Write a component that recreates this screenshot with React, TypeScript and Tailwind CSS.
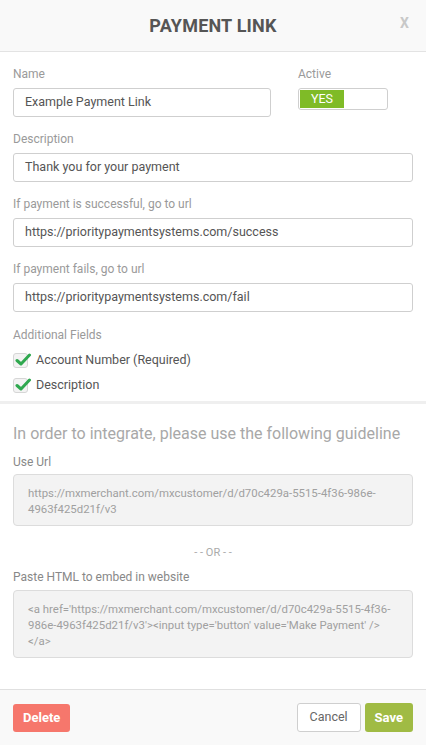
import React from "react";

function Label({ children, className = "" }: { children: React.ReactNode; className?: string }) {
  return <div className={`text-[12px] leading-[14px] text-[#9a9a9a] ${className}`}>{children}</div>;
}

function Input({ value, className = "" }: { value: string; className?: string }) {
  return (
    <div className={`h-[29px] border border-[#cfcfcf] rounded-[3px] bg-white flex items-center pl-[11px] text-[12.5px] text-[#555] ${className}`}>
      {value}
    </div>
  );
}

function Check({ label }: { label: string }) {
  return (
    <div className="flex items-center h-[25px]">
      <div className="relative w-[15px] h-[15px] border border-[#d6d6d6] rounded-[3px] bg-[#f3f3f3]">
        <svg className="absolute left-[1px] top-[-2px]" width="17" height="15" viewBox="0 0 17 15">
          <path d="M2 8.5 L6 12 L14.5 3" fill="none" stroke="#2fa84f" strokeWidth="3" strokeLinecap="round" strokeLinejoin="round" />
        </svg>
      </div>
      <span className="ml-[8px] text-[12.5px] text-[#555]">{label}</span>
    </div>
  );
}

export default function App() {
  return (
    <div className="w-[426px] h-[745px] bg-white flex flex-col" style={{ fontFamily: "Roboto, 'Noto Sans', sans-serif" }}>
      <div className="h-[52px] bg-[#f9f9f9] border-b border-[#e3e3e3] relative flex items-center justify-center">
        <div className="text-[18px] font-bold text-[#555] tracking-[0.2px]">PAYMENT LINK</div>
        <div className="absolute right-[17px] top-[13px] text-[14px] font-bold text-[#c8c8c8]">X</div>
      </div>

      <div className="px-[13px] pt-[15px]">
        <div className="flex">
          <div className="w-[258px]">
            <Label>Name</Label>
            <Input value="Example Payment Link" className="mt-[7px]" />
          </div>
          <div className="ml-[27px]">
            <Label>Active</Label>
            <div className="mt-[7px] w-[90px] h-[22px] border border-[#cfcfcf] rounded-[3px] bg-white flex p-[1px]">
              <div className="w-[44px] h-full bg-[#7fbb27] text-white text-[12.5px] flex items-center justify-center">YES</div>
            </div>
          </div>
        </div>

        <Label className="mt-[15px]">Description</Label>
        <Input value="Thank you for your payment" className="mt-[7px]" />

        <Label className="mt-[15px]">If payment is successful, go to url</Label>
        <Input value="https://prioritypaymentsystems.com/success" className="mt-[7px]" />

        <Label className="mt-[15px]">If payment fails, go to url</Label>
        <Input value="https://prioritypaymentsystems.com/fail" className="mt-[7px]" />

        <Label className="mt-[16px]">Additional Fields</Label>
        <div className="mt-[6px]">
          <Check label="Account Number (Required)" />
          <Check label="Description" />
        </div>
      </div>

      <div className="mt-[3px] h-[3px] bg-[#efefef]" />

      <div className="px-[13px]">
        <div className="mt-[19px] text-[16px] leading-[22px] text-[#a8a8a8]">In order to integrate, please use the following guideline</div>
        <div className="mt-[10px] text-[12px] leading-[14px] text-[#888]">Use Url</div>
        <div className="mt-[5px] h-[52px] bg-[#f3f3f3] border border-[#dcdcdc] rounded-[4px] px-[14px] pt-[10px] text-[11.4px] leading-[16px] text-[#a0a0a0]">
          https://mxmerchant.com/mxcustomer/d/d70c429a-5515-4f36-986e-4963f425d21f/v3
        </div>
        <div className="mt-[20px] text-center text-[11px] leading-[14px] text-[#aaa]">- - OR - -</div>
        <div className="mt-[10px] text-[12px] leading-[14px] text-[#888]">Paste HTML to embed in website</div>
        <div className="mt-[6px] h-[68px] bg-[#f3f3f3] border border-[#dcdcdc] rounded-[4px] px-[14px] pt-[10px] text-[11.4px] leading-[16px] text-[#a0a0a0] whitespace-nowrap">
          {"<a href='https://mxmerchant.com/mxcustomer/d/d70c429a-5515-4f36-"}
          <br />
          {"986e-4963f425d21f/v3'><input type='button' value='Make Payment' />"}
          <br />
          {"</a>"}
        </div>
      </div>

      <div className="flex-1" />
      <div className="h-[56px] bg-[#f9f9f9] border-t border-[#e0e0e0] flex items-center px-[13px]">
        <div className="h-[28px] px-[10px] bg-[#f6776c] rounded-[3px] text-white text-[13px] font-bold flex items-center">Delete</div>
        <div className="flex-1" />
        <div className="h-[29px] px-[12px] bg-white border border-[#cfcfcf] rounded-[3px] text-[#666] text-[12.5px] flex items-center">Cancel</div>
        <div className="ml-[4px] h-[29px] px-[10px] bg-[#a0bb44] rounded-[3px] text-white text-[13px] font-bold flex items-center">Save</div>
      </div>
    </div>
  );
}
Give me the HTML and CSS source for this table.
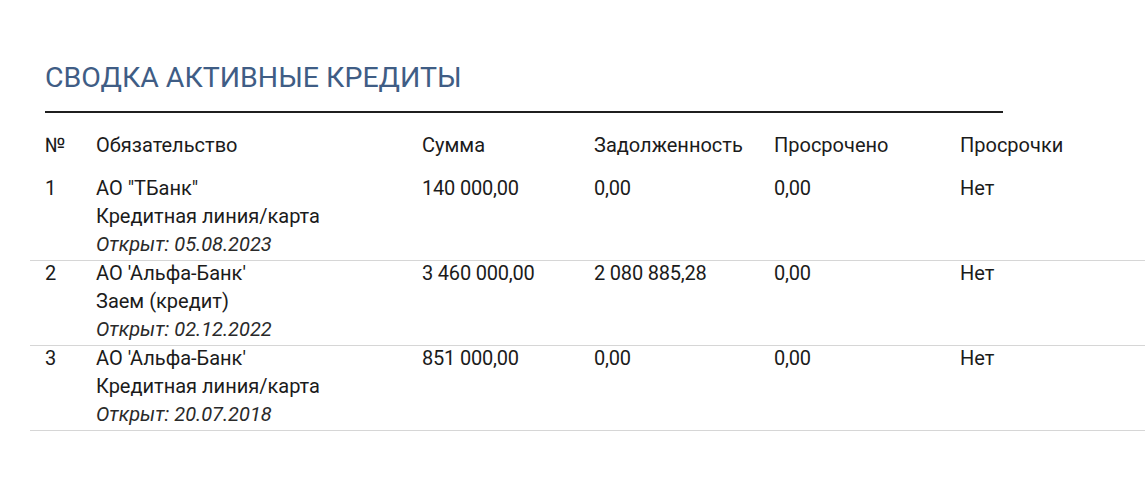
FILE: index.html
```html
<!DOCTYPE html>
<html lang="ru">
<head>
<meta charset="utf-8">
<link rel="stylesheet" href="styles.css">
</head>
<body>
<div class="page">
  <h1 class="title">СВОДКА АКТИВНЫЕ КРЕДИТЫ</h1>
  <div class="table">
    <div class="row head">
      <div class="cell">№</div>
      <div class="cell">Обязательство</div>
      <div class="cell">Сумма</div>
      <div class="cell">Задолженность</div>
      <div class="cell">Просрочено</div>
      <div class="cell">Просрочки</div>
    </div>
    <div class="row item">
      <div class="cell">1</div>
      <div class="cell"><div>АО "ТБанк"</div><div>Кредитная линия/карта</div><div class="opened">Открыт: 05.08.2023</div></div>
      <div class="cell num">140 000,00</div>
      <div class="cell num">0,00</div>
      <div class="cell num">0,00</div>
      <div class="cell">Нет</div>
    </div>
    <div class="row item">
      <div class="cell">2</div>
      <div class="cell"><div>АО 'Альфа-Банк'</div><div>Заем (кредит)</div><div class="opened">Открыт: 02.12.2022</div></div>
      <div class="cell num">3 460 000,00</div>
      <div class="cell num">2 080 885,28</div>
      <div class="cell num">0,00</div>
      <div class="cell">Нет</div>
    </div>
    <div class="row item">
      <div class="cell">3</div>
      <div class="cell"><div>АО 'Альфа-Банк'</div><div>Кредитная линия/карта</div><div class="opened">Открыт: 20.07.2018</div></div>
      <div class="cell num">851 000,00</div>
      <div class="cell num">0,00</div>
      <div class="cell num">0,00</div>
      <div class="cell">Нет</div>
    </div>
  </div>
</div>
</body>
</html>
```
FILE: styles.css
```css
html, body {
  margin: 0;
  padding: 0;
  background: #ffffff;
}
body {
  font-family: Roboto, "Noto Sans", Arial, sans-serif;
  color: #1b1b1b;
  overflow: hidden;
}
.page {
  padding: 60px 0 0 30px;
}
.title {
  margin: 0 0 0 15px;
  width: 958px;
  font-size: 28.5px;
  font-weight: 400;
  line-height: 36px;
  color: #3f5d85;
  padding-bottom: 15px;
  border-bottom: 2px solid #1f1f1f;
}
.table {
  width: 1115px;
  margin-top: 18px;
}
.row {
  display: grid;
  grid-template-columns: 51px 326px 172px 180px 186px 1fr;
  font-size: 20px;
  line-height: 28px;
}
.cell {
  padding-left: 15px;
}
.head {
  margin-bottom: 17px;
}
.item {
  padding-bottom: 2px;
  border-bottom: 1px solid #d6d6d6;
}
.item .cell {
  margin-top: -2px;
}
.num {
  letter-spacing: -0.2px;
}
.opened {
  font-style: italic;
  color: #2a2a2a;
}
```
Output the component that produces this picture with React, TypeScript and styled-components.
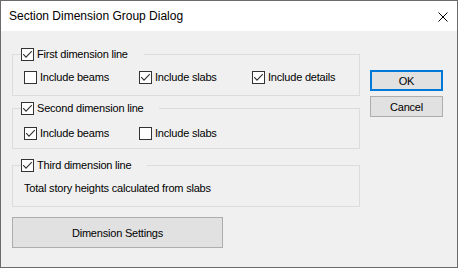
import React from "react";
import styled, { createGlobalStyle } from "styled-components";

const Global = createGlobalStyle`
  html, body { margin: 0; padding: 0; background: #ffffff; }
  * { box-sizing: border-box; }
`;

const UI_FONT = `"Liberation Sans", Arial, sans-serif`;

const Window = styled.div`
  width: 458px;
  height: 268px;
  border: 1px solid #6b6b6b;
  display: flex;
  flex-direction: column;
  background: #f0f0f0;
  font-family: ${UI_FONT};
  font-size: 11px;
  letter-spacing: -0.2px;
  color: #000;
`;

const TitleBar = styled.div`
  height: 30px;
  flex: none;
  background: #ffffff;
  display: flex;
  align-items: center;
  padding-left: 8px;
  font-size: 12px;
  letter-spacing: 0;
`;

const TitleText = styled.span`
  flex: 1;
`;

const CloseIcon = styled.svg`
  width: 10px;
  height: 10px;
  margin-right: 9px;
  margin-top: 1px;
`;

const Body = styled.div`
  flex: 1;
  display: flex;
  padding: 17px 0 0 11px;
`;

const LeftColumn = styled.div`
  width: 348px;
  display: flex;
  flex-direction: column;
`;

const RightColumn = styled.div`
  margin-left: 10px;
  padding-top: 22px;
  display: flex;
  flex-direction: column;
  gap: 5px;
`;

const Group = styled.fieldset<{ $pt: number; $pb: number; $mt: number }>`
  margin: ${(p) => p.$mt}px 0 0 0;
  border: 1px solid #dcdcdc;
  padding: ${(p) => p.$pt}px 0 ${(p) => p.$pb}px 0;
  min-width: 0;
`;

const Legend = styled.legend`
  margin-left: 8px;
  padding: 0 16px 0 0;
  height: 13px;
  line-height: 13px;
`;

const Row = styled.div`
  display: grid;
  grid-template-columns: 115px 113px auto;
  padding-left: 11px;
  height: 13px;
`;

const CheckItem = styled.label`
  display: inline-flex;
  align-items: center;
  gap: 3px;
  height: 13px;
  line-height: 13px;
  white-space: nowrap;
`;

const Box = styled.span`
  width: 13px;
  height: 13px;
  flex: none;
  border: 1px solid #333333;
  background: #ffffff;
  display: inline-flex;
`;

const Note = styled.div`
  padding-left: 11px;
  height: 13px;
  line-height: 13px;
`;

const WideButton = styled.button`
  margin-top: 10px;
  width: 211px;
  height: 31px;
  border: 1px solid #adadad;
  background: #e1e1e1;
  font-family: ${UI_FONT};
  font-size: 11px;
  letter-spacing: -0.2px;
  color: #000;
  padding: 0;
`;

const DialogButton = styled.button<{ $default?: boolean }>`
  width: 73px;
  height: 21px;
  border: ${(p) => (p.$default ? "2px solid #0078d7" : "1px solid #adadad")};
  background: #e1e1e1;
  font-family: ${UI_FONT};
  font-size: 11px;
  letter-spacing: -0.2px;
  color: #000;
  padding: 0;
`;

function Check({ checked, label }: { checked: boolean; label: string }) {
  return (
    <CheckItem>
      <Box>
        {checked && (
          <svg width="11" height="11" viewBox="0 0 11 11">
            <polyline
              points="1.2,5.2 4,8.2 9.8,2.2"
              fill="none"
              stroke="#333333"
              strokeWidth="1.1"
            />
          </svg>
        )}
      </Box>
      {label}
    </CheckItem>
  );
}

export default function App() {
  return (
    <>
      <Global />
      <Window>
        <TitleBar>
          <TitleText>Section Dimension Group Dialog</TitleText>
          <CloseIcon viewBox="0 0 10 10">
            <path d="M0.5 0.5 L9.5 9.5 M9.5 0.5 L0.5 9.5" stroke="#000" strokeWidth="1" />
          </CloseIcon>
        </TitleBar>
        <Body>
          <LeftColumn>
            <Group $pt={10} $pb={11} $mt={0}>
              <Legend>
                <Check checked label="First dimension line" />
              </Legend>
              <Row>
                <Check checked={false} label="Include beams" />
                <Check checked label="Include slabs" />
                <Check checked label="Include details" />
              </Row>
            </Group>
            <Group $pt={12} $pb={8} $mt={6}>
              <Legend>
                <Check checked label="Second dimension line" />
              </Legend>
              <Row>
                <Check checked label="Include beams" />
                <Check checked={false} label="Include slabs" />
              </Row>
            </Group>
            <Group $pt={10} $pb={11} $mt={10}>
              <Legend>
                <Check checked label="Third dimension line" />
              </Legend>
              <Note>Total story heights calculated from slabs</Note>
            </Group>
            <WideButton>Dimension Settings</WideButton>
          </LeftColumn>
          <RightColumn>
            <DialogButton $default>OK</DialogButton>
            <DialogButton>Cancel</DialogButton>
          </RightColumn>
        </Body>
      </Window>
    </>
  );
}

* * * * * * *

__JOB__
Identify and copy lines that hold the string "table".

__THE RESPONSE__
Give me the HTML and CSS source for this table.
  <div class="table">
.table {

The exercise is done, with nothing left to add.